Objective => All material below is to be reproduced exactly.

Dataset excerpt =>

/---

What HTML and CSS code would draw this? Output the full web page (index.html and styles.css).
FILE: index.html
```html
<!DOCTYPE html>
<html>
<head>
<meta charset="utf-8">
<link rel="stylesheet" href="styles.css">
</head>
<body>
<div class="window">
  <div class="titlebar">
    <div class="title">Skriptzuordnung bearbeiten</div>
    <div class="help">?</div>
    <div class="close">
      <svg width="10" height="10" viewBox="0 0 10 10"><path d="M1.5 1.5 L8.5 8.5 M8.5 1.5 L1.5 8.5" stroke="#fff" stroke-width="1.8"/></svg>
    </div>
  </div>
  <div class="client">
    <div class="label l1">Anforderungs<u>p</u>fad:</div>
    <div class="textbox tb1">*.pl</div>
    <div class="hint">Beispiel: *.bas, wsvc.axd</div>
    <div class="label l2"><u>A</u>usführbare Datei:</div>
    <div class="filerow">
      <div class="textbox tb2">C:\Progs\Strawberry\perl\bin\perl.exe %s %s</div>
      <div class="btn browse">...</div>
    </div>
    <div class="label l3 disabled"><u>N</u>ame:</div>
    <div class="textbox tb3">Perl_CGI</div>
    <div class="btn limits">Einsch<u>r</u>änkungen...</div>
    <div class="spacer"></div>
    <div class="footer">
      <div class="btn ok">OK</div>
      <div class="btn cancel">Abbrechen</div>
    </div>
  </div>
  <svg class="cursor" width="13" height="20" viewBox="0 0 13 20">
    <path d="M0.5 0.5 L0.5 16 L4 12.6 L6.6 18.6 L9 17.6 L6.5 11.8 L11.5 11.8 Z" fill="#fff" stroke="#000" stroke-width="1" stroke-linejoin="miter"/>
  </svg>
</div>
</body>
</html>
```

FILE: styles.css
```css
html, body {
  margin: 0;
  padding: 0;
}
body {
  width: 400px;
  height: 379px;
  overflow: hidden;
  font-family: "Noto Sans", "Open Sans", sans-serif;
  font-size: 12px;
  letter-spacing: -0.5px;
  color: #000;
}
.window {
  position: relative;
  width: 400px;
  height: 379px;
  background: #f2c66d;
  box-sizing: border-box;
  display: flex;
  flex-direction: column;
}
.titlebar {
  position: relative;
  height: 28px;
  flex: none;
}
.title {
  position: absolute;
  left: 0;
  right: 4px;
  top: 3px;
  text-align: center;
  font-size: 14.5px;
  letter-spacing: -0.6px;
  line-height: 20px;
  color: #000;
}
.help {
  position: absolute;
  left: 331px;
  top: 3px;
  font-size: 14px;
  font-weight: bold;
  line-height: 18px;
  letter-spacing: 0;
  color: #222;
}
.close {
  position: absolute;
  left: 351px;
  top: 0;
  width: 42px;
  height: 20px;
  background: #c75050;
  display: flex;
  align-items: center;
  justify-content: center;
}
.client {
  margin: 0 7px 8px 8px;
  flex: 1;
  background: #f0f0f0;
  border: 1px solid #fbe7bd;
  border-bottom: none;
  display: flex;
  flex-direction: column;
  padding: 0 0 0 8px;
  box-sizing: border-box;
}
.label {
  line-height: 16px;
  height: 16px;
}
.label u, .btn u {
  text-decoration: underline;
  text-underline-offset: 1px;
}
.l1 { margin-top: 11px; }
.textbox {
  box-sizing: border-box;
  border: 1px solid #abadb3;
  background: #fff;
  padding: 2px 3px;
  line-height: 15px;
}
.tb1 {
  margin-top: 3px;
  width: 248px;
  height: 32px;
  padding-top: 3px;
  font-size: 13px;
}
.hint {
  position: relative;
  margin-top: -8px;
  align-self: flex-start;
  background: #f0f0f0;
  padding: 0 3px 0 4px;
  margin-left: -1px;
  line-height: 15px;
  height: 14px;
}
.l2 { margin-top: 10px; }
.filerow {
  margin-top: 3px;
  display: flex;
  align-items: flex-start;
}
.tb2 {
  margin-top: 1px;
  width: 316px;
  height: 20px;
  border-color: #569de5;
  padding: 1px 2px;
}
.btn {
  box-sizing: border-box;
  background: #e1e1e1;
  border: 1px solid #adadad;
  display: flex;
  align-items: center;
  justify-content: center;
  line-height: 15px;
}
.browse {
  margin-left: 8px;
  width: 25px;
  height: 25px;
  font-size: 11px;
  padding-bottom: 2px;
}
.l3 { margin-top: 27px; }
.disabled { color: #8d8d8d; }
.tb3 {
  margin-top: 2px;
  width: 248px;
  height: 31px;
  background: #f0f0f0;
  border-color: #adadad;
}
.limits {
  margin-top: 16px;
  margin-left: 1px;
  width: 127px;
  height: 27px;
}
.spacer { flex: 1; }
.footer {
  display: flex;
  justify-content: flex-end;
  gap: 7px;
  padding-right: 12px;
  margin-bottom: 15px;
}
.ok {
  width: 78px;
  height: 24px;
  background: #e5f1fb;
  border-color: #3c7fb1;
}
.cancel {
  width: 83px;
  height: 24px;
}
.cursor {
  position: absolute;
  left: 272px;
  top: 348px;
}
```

\---

Solution to the problem =>
What HTML and CSS code would draw this? Output the full web page (index.html and styles.css).
FILE: index.html
```html
<!DOCTYPE html>
<html>
<head>
<meta charset="utf-8">
<link rel="stylesheet" href="styles.css">
</head>
<body>
<div class="window">
  <div class="titlebar">
    <div class="title">Skriptzuordnung bearbeiten</div>
    <div class="help">?</div>
    <div class="close">
      <svg width="10" height="10" viewBox="0 0 10 10"><path d="M1.5 1.5 L8.5 8.5 M8.5 1.5 L1.5 8.5" stroke="#fff" stroke-width="1.8"/></svg>
    </div>
  </div>
  <div class="client">
    <div class="label l1">Anforderungs<u>p</u>fad:</div>
    <div class="textbox tb1">*.pl</div>
    <div class="hint">Beispiel: *.bas, wsvc.axd</div>
    <div class="label l2"><u>A</u>usführbare Datei:</div>
    <div class="filerow">
      <div class="textbox tb2">C:\Progs\Strawberry\perl\bin\perl.exe %s %s</div>
      <div class="btn browse">...</div>
    </div>
    <div class="label l3 disabled"><u>N</u>ame:</div>
    <div class="textbox tb3">Perl_CGI</div>
    <div class="btn limits">Einsch<u>r</u>änkungen...</div>
    <div class="spacer"></div>
    <div class="footer">
      <div class="btn ok">OK</div>
      <div class="btn cancel">Abbrechen</div>
    </div>
  </div>
  <svg class="cursor" width="13" height="20" viewBox="0 0 13 20">
    <path d="M0.5 0.5 L0.5 16 L4 12.6 L6.6 18.6 L9 17.6 L6.5 11.8 L11.5 11.8 Z" fill="#fff" stroke="#000" stroke-width="1" stroke-linejoin="miter"/>
  </svg>
</div>
</body>
</html>
```

FILE: styles.css
```css
html, body {
  margin: 0;
  padding: 0;
}
body {
  width: 400px;
  height: 379px;
  overflow: hidden;
  font-family: "Noto Sans", "Open Sans", sans-serif;
  font-size: 12px;
  letter-spacing: -0.5px;
  color: #000;
}
.window {
  position: relative;
  width: 400px;
  height: 379px;
  background: #f2c66d;
  box-sizing: border-box;
  display: flex;
  flex-direction: column;
}
.titlebar {
  position: relative;
  height: 28px;
  flex: none;
}
.title {
  position: absolute;
  left: 0;
  right: 4px;
  top: 3px;
  text-align: center;
  font-size: 14.5px;
  letter-spacing: -0.6px;
  line-height: 20px;
  color: #000;
}
.help {
  position: absolute;
  left: 331px;
  top: 3px;
  font-size: 14px;
  font-weight: bold;
  line-height: 18px;
  letter-spacing: 0;
  color: #222;
}
.close {
  position: absolute;
  left: 351px;
  top: 0;
  width: 42px;
  height: 20px;
  background: #c75050;
  display: flex;
  align-items: center;
  justify-content: center;
}
.client {
  margin: 0 7px 8px 8px;
  flex: 1;
  background: #f0f0f0;
  border: 1px solid #fbe7bd;
  border-bottom: none;
  display: flex;
  flex-direction: column;
  padding: 0 0 0 8px;
  box-sizing: border-box;
}
.label {
  line-height: 16px;
  height: 16px;
}
.label u, .btn u {
  text-decoration: underline;
  text-underline-offset: 1px;
}
.l1 { margin-top: 11px; }
.textbox {
  box-sizing: border-box;
  border: 1px solid #abadb3;
  background: #fff;
  padding: 2px 3px;
  line-height: 15px;
}
.tb1 {
  margin-top: 3px;
  width: 248px;
  height: 32px;
  padding-top: 3px;
  font-size: 13px;
}
.hint {
  position: relative;
  margin-top: -8px;
  align-self: flex-start;
  background: #f0f0f0;
  padding: 0 3px 0 4px;
  margin-left: -1px;
  line-height: 15px;
  height: 14px;
}
.l2 { margin-top: 10px; }
.filerow {
  margin-top: 3px;
  display: flex;
  align-items: flex-start;
}
.tb2 {
  margin-top: 1px;
  width: 316px;
  height: 20px;
  border-color: #569de5;
  padding: 1px 2px;
}
.btn {
  box-sizing: border-box;
  background: #e1e1e1;
  border: 1px solid #adadad;
  display: flex;
  align-items: center;
  justify-content: center;
  line-height: 15px;
}
.browse {
  margin-left: 8px;
  width: 25px;
  height: 25px;
  font-size: 11px;
  padding-bottom: 2px;
}
.l3 { margin-top: 27px; }
.disabled { color: #8d8d8d; }
.tb3 {
  margin-top: 2px;
  width: 248px;
  height: 31px;
  background: #f0f0f0;
  border-color: #adadad;
}
.limits {
  margin-top: 16px;
  margin-left: 1px;
  width: 127px;
  height: 27px;
}
.spacer { flex: 1; }
.footer {
  display: flex;
  justify-content: flex-end;
  gap: 7px;
  padding-right: 12px;
  margin-bottom: 15px;
}
.ok {
  width: 78px;
  height: 24px;
  background: #e5f1fb;
  border-color: #3c7fb1;
}
.cancel {
  width: 83px;
  height: 24px;
}
.cursor {
  position: absolute;
  left: 272px;
  top: 348px;
}
```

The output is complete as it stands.